The short answer is, it’s unclear yet, but it might be worth taking precautionary measures to a reasonable extent.
Coronaviruses are a large family of pathogens commonly found in birds and mammals. Scientists have found evidence suggesting that Covid-19 first originated from bats and migrated to humans through physical contact. But there is no evidence showing that the virus can transmit from humans to dogs and cats or vice versa, according to both the World Health Organization (WHO) and the U.S. Centers for Disease Control and Prevention (CDC).
Last Friday, the dog of a coronavirus patient in Hong Kong tested “weak positive” for Covid-19. However, the city’s agricultural and fisheries department has yet to determine whether the dog has really got the disease or it was just “a result of environmental contamination of its mouth and nose.” The dog is currently quarantined at an animal facility in Hong Kong.
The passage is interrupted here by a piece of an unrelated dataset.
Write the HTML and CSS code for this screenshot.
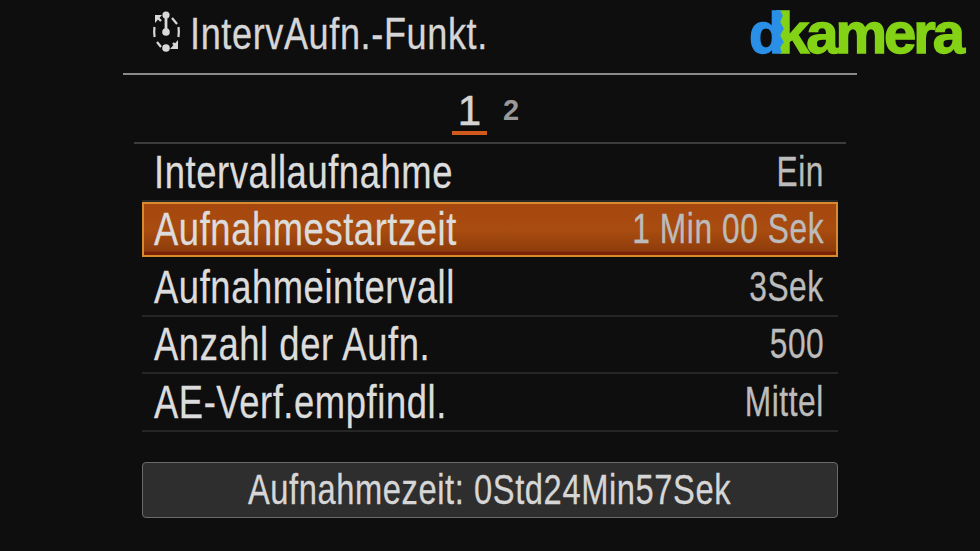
FILE: index.html
```html
<!DOCTYPE html>
<html lang="de">
<head>
<meta charset="utf-8">
<title>IntervAufn.-Funkt.</title>
<link rel="stylesheet" href="styles.css">
</head>
<body>
<main class="screen">
  <header class="head">
    <div class="title-wrap">
      <svg class="title-icon" viewBox="0 0 30 44" width="30" height="44" aria-hidden="true">
        <g fill="none" stroke="#d8d8d8" stroke-width="2.2">
          <path d="M2.5 18Q1.8 23 2.6 28M26.5 18Q27.2 23 26.4 28M5 33l4 5M20 9l5 6"/>
          <path d="M14 6V23" stroke-width="2.8"/>
          <path d="M5 8l4 4M25 38l-4-4" stroke-width="2.4"/>
        </g>
        <g fill="#d8d8d8">
          <circle cx="14" cy="6" r="3.6"/>
          <circle cx="14" cy="23" r="3.8"/>
          <circle cx="14" cy="39" r="3.8"/>
          <path d="M3 6h7l-7 8zM26 40h-8l8-9z"/>
        </g>
      </svg>
      <h1 class="title">IntervAufn.-Funkt.</h1>
    </div>
    <div class="logo">
      <span class="logo-d">d</span><span class="logo-k">kamera</span>
      <svg class="logo-zig" viewBox="0 0 9 44" width="9" height="43" aria-hidden="true"><path d="M0 0H4L7 6 4 12 8 19 4 26 8 33 4 38 6 44H0Z" fill="#2a8fe6"/></svg>
    </div>
  </header>
  <hr class="rule">
  <nav class="tabs">
    <span class="tab tab-on">1</span>
    <span class="tab">2</span>
  </nav>
  <ul class="list">
    <li class="row"><span class="key">Intervallaufnahme</span><span class="val">Ein</span></li>
    <li class="row row-on"><span class="key">Aufnahmestartzeit</span><span class="val">1 Min 00 Sek</span></li>
    <li class="row"><span class="key">Aufnahmeintervall</span><span class="val">3Sek</span></li>
    <li class="row"><span class="key">Anzahl der Aufn.</span><span class="val">500</span></li>
    <li class="row"><span class="key">AE-Verf.empfindl.</span><span class="val">Mittel</span></li>
  </ul>
  <div class="status"><span class="status-text">Aufnahmezeit: 0Std24Min57Sek</span></div>
</main>
</body>
</html>
```
FILE: styles.css
```css
* { box-sizing: border-box; }
html, body { margin: 0; padding: 0; background: #0e0e0f; }
.screen {
  width: 980px;
  height: 551px;
  overflow: hidden;
  background: #0e0e0f;
  font-family: "Liberation Sans", Arial, sans-serif;
  color: #d9d9d9;
}
.head {
  height: 73px;
  display: flex;
  justify-content: space-between;
  align-items: flex-start;
  padding: 9px 16px 0 152px;
}
.title-wrap { display: flex; align-items: flex-start; gap: 8px; }
.title-icon { flex: none; width: 30px; height: 44px; }
.title {
  margin: 0;
  font-size: 44px;
  line-height: 50px;
  font-weight: 400;
  letter-spacing: .75px;
  white-space: nowrap;
  transform: scaleX(.82);
  transform-origin: left center;
  color: #d6d6d6;
  -webkit-text-stroke: .3px #d6d6d6;
}
.logo {
  position: relative;
  display: flex;
  width: 215px;
  height: 65px;
  margin-top: -9px;
  font-family: "Liberation Sans", sans-serif;
  font-weight: 700;
  font-size: 58px;
  line-height: 65px;
  white-space: nowrap;
}
.logo-d {
  color: #2a8fe6;
  letter-spacing: -7.5px;
  -webkit-text-stroke: 1.4px #2a8fe6;
}
.logo-k {
  letter-spacing: -3px;
  color: #84d215;
  -webkit-text-stroke: 1.4px #84d215;
}
.logo-zig { position: absolute; left: 27px; top: 10px; }
.rule {
  margin: 0 123px;
  height: 2px;
  border: 0;
  background: #8a8a8a;
}
.tabs {
  margin: 0 134px;
  height: 69px;
  display: flex;
  justify-content: center;
  align-items: flex-start;
  gap: 16px;
  padding-top: 15px;
  padding-right: 9px;
  border-bottom: 2px solid #3c3c3c;
}
.tab {
  font-size: 29px;
  font-weight: 700;
  line-height: 40px;
  color: #9a9a9a;
}
.tab-on {
  font-size: 42px;
  width: 35px;
  height: 45px;
  text-align: center;
  line-height: 42px;
  color: #d4d4d4;
  font-weight: 400;
  -webkit-text-stroke: .6px #d4d4d4;
  border-bottom: 4px solid #cf5a1c;
}
.list {
  margin: 0 142px;
  padding: 0;
  list-style: none;
}
.row {
  height: 57.5px;
  display: flex;
  justify-content: space-between;
  align-items: center;
  padding: 0 14px 0 12px;
  border-bottom: 2px solid #262626;
}
.row-on {
  border: 2px solid #d98a2c;
  background: linear-gradient(#a5470f, #a94c10 50%, #8f3d0c 92%, #7a2003 95%);
  padding: 0 12px 0 10px;
  height: 55px;
  margin-bottom: 2.5px;
}
.key {
  font-size: 46px;
  line-height: 50px;
  letter-spacing: .75px;
  transform: scaleX(.79);
  transform-origin: left center;
  color: #dcdcdc;
  -webkit-text-stroke: .3px #dcdcdc;
}
.val {
  font-size: 42px;
  line-height: 46px;
  letter-spacing: .75px;
  transform: scaleX(.755);
  transform-origin: right center;
  color: #bcbcbc;
  -webkit-text-stroke: .3px #bcbcbc;
}
.status {
  margin: 30px 142px 0;
  height: 56px;
  border: 1px solid #6a6a6a;
  border-radius: 4px;
  background: #2e2e2e;
  text-align: center;
  font-size: 42px;
  line-height: 53px;
  color: #d6d6d6;
  white-space: nowrap;
}
.status-text {
  display: inline-block;
  letter-spacing: .75px;
  transform: scaleX(.778);
  -webkit-text-stroke: .3px #d6d6d6;
}
```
The U.S. CDC suggests pet owners restrict contact, including petting, snuggling, being kissed or licked, and sharing food,” with pets and other animals if the owner is infected with the coronavirus. And the WHO said ” it is always a good idea to wash your hands with soap and water after contact with pets. This protects you against various common bacteria such as E. coli and salmonella that can pass between pets and humans.”